It was wrong to give a guarantee of anonymity to
both victims and abuser
IT IS exactly five years since the Ryan
report into the residential institutional abuse of children was published. When
he presented his report, Mr Justice Sean Ryan said categorically that the State
authorities had been systematically and continuously "submissive and
deferential" to the religious orders which ran the hellholes that were
industrial schools (and also the Magdalene laundries, although they were not
included in the scope of the report).
When his commission of enquiry had
originally been set up, it had been headed by Ms Justice Mary Laffoy; she
resigned in despair because she found herself faced with a brick wall in
attempting to get co-operation from the religious orders involved.
Judge Ryan stuck with it; and he
gave us a report which proved in the face of every attempt at denial and
justification, that children were denied their rights, denied an education,
physically abused, frequently sexually abused, half-starved, and terrorised.
Thirty five-thousand children were committed to industrial schools over the
years.
When the Ryan report was published,
Brother Kevin Mullan, the head of the Christian Brothers in Ireland, one of the
orders indicted, said he and his people would continue to co-operate with
"those seeking to explore" what had happened. But the exploration
would not include the naming of the individual members of the order who were
responsible for the inhumanity. The Irish State had, after all, guaranteed them
protection and anonymity.
A few months after publication of
the Ryan report, Judge Yvonne Murphy presented the report of her enquiry into
the sexual abuse of children in the Archdiocese of Dublin. Its findings,
let us remember, were equally damning. The then Vatican Ambassador to Ireland,
Monsignor Giuseppe Leanza said in reaction that communications between the
Irish Government and the Vatican would be "improved" to avoid
"misunderstandings".
What he described as
misunderstandings had been the deliberate attempt to prevent Ms Justice Murphy
gaining access to files in the Vatican archives which contained documentary
proof of the abuse.
But the evidence came out despite
church obfuscation, denial, and obstruction. It came out in no small part
thanks to the men and women, the dispossessed who had been abused, often to the
point of emotionally and mentally destroyed lives, who found the courage to
tell their stories in face of the awesome power of the Roman Catholic Church,
the monolith that had been buttressed for generations by the Irish State.
And many of them later went on to
give evidence to the Residential Institutions Redress Board, an indignity in
itself: their suffering had been proved, but the State was still prepared to
subject them to a further ordeal which seemed to many of them to be an attempt
to minimise the monetary compensation to which they were morally entitled.

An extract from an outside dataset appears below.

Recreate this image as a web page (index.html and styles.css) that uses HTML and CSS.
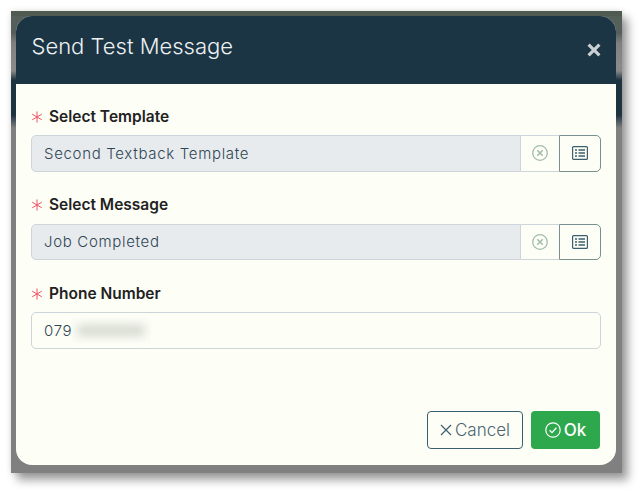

In return for their courage, the
State guaranteed that the documents which contained their testimony would be
destroyed. It was to be their "protection", giving them some kind of
empowerment over their personal dignity.
The guarantee of anonymity applied
alike to victims and perpetrators. But neither guarantee should have been
given, in the interests both of justice and of compassion. The guilty men and
women of the religious orders did not deserve to escape their shame, for
whatever reason: "the culture of the time" or any other spurious
excuse. Nor should they have been immune from prosecution where their behaviour
merited it, regardless of old age or infirmity.
Equally, and for entirely different
reasons, the victims of abuse should not have been assured by the State that
their documentary testaments would be destroyed. The assurance was akin to the
legal custom of not revealing in court the identity of a rape victim: but a
victim has nothing to be ashamed of.
The abuse victims whose sad stories
formed the evidence for the Ryan report had learned to keep their stories
secret: they had been well-trained in the industrial schools which stole their
youth, and often their innocence. They had lived their lives believing they
were worthless, their childhoods something to be ashamed of, bewildered and
bereft. When they summoned up the courage to have their stories heard, they
should have been helped to realise that they had nothing to be ashamed of, and
that the only people shamed by their experiences were the religious authorities
and indeed, the State authorities who had allowed themselves to be browbeaten into
complacency by the prevailing Catholic culture.
The victims should have been given
the opportunity and encouragement to understand that they could be proud of
their stories and their will to survive.
But not having taken the trouble to
help the victims to come to terms with that simple premise, the State assured
them that what they had lived with as their "shame" would remain a
secret. They were assured when they gave testimony to the Ryan Commission and
to the Redress Board that more than two million documents which had been the
basis for both reports would be destroyed.
And now the Government has agreed
in principle that the Minister for Education Ruairi Quinn may bring forward
amending legislation to retain the documentation instead of destroying it. It
is to be deposited in the National Archive, and sealed for at least 75 years,
with access after that to be subject to very "strict safeguards".
Not merely is that a betrayal of a
solemn promise to the victims, it is also pointless. In my opinion, the only
reason to retain the documents would be for them to remain as a scar on our
national consciousness, available at all times to remind us of our inhumanity
as a society. It is a reminder that should hang over us, rather than having it
concealed until the generation which colluded in the guilt is long dead.
The victims should have demanded,
and should have been encouraged, to name themselves in pride. That they weren't
was a betrayal. And this latest move is a double betrayal.